Hearings on channel 8 began on January 26, 1953, as the third group of applicants to be analyzed. First to present its case was Portland Television, which had to explain similarities between program proposals in its bid and those of a sister company, Denver Television, for a station in Denver. Next was KEX, followed by North Pacific Television. North Pacific relied heavily on its experience as the only pre-freeze television broadcaster in the Pacific Northwest, operating Seattle's KING-TV. The last firm to present was Cascade Television; it refused to present new testimony, and FCC hearing examiner Elizabeth C. Smith held the firm in default.

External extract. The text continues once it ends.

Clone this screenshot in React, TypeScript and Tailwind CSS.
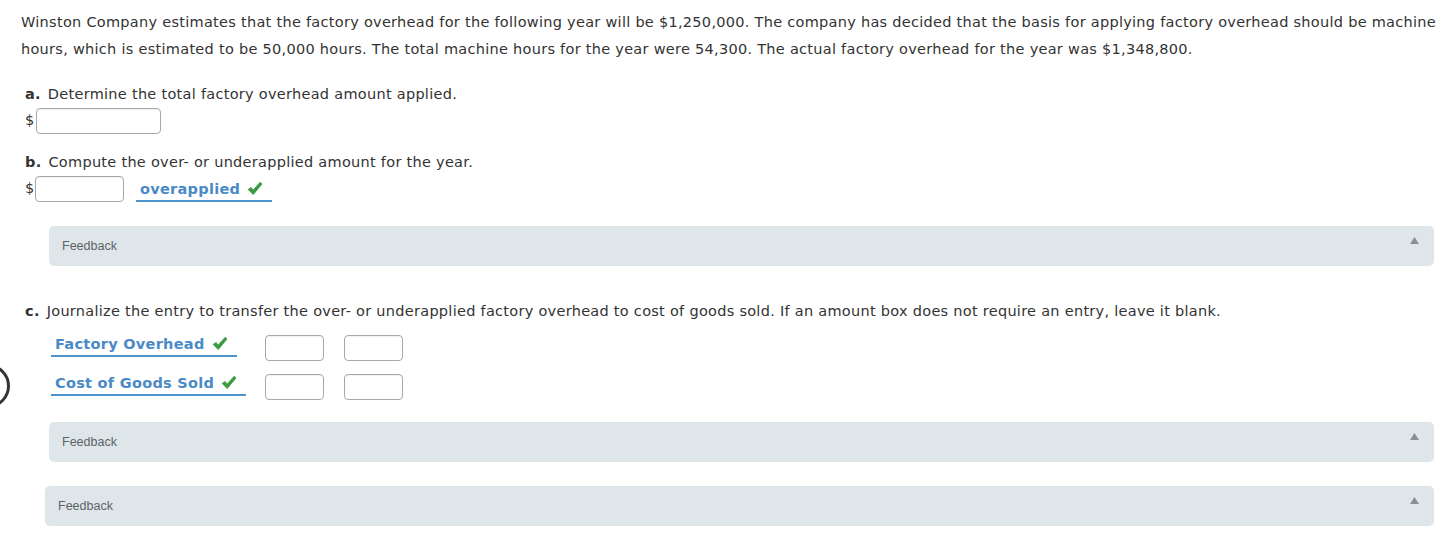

Meanwhile, KGW and KOIN both sought channel 6. Their bids and one from KXL were in the last group to be heard, which was already delayed by the slow pace of the channel 8 hearings. KXL dropped its application, and on May 17, 1953, KGW and KOIN announced they would merge their television applications. Under the agreement, which averted a lengthy contest for channel 6 and promised to put the station on the air sooner, KOIN would win the permit, but the Newhouse family, publishers of The Oregonian and owners of KGW, would be allowed to buy half of KOIN's radio and television operation. That, in turn, required the divestiture of KGW to meet FCC radio ownership limits. On August 30, KGW radio found its buyer: the same investors involved in North Pacific Television.

Hearing examiner Smith issued an initial decision favoring North Pacific Television on June 22, 1954. The losing applicants appealed her decision to the FCC, which held a final round of arguments on the matter that December; by that time, Cascade was out of the running. Portland Television's lawyer alleged that Smith's decision was actively hostile to his firm, while Westinghouse decried the regional concentration of broadcast station ownership by King Broadcasting and its affiliates. The commission voted in June 1955 to uphold Smith's decision and award channel 8 to North Pacific Television.

With the channel awarded, planning and construction began. In March 1956, North Pacific Television purchased a plot of land in the Sylvan area to house the station's transmitter facility, after having originally sought to build at Mt. Scott. At the time, the station was designated as KTLV. The site was near where KOIN-TV (channel 6) had already located. North Pacific Television merged with Pioneer Broadcasters that March, and the station was given the call sign KGW-TV in May. Construction began in May; the station began broadcasting color test patterns in early November, even though its studios on 13th Avenue between SW Main and Jefferson streets were not yet ready.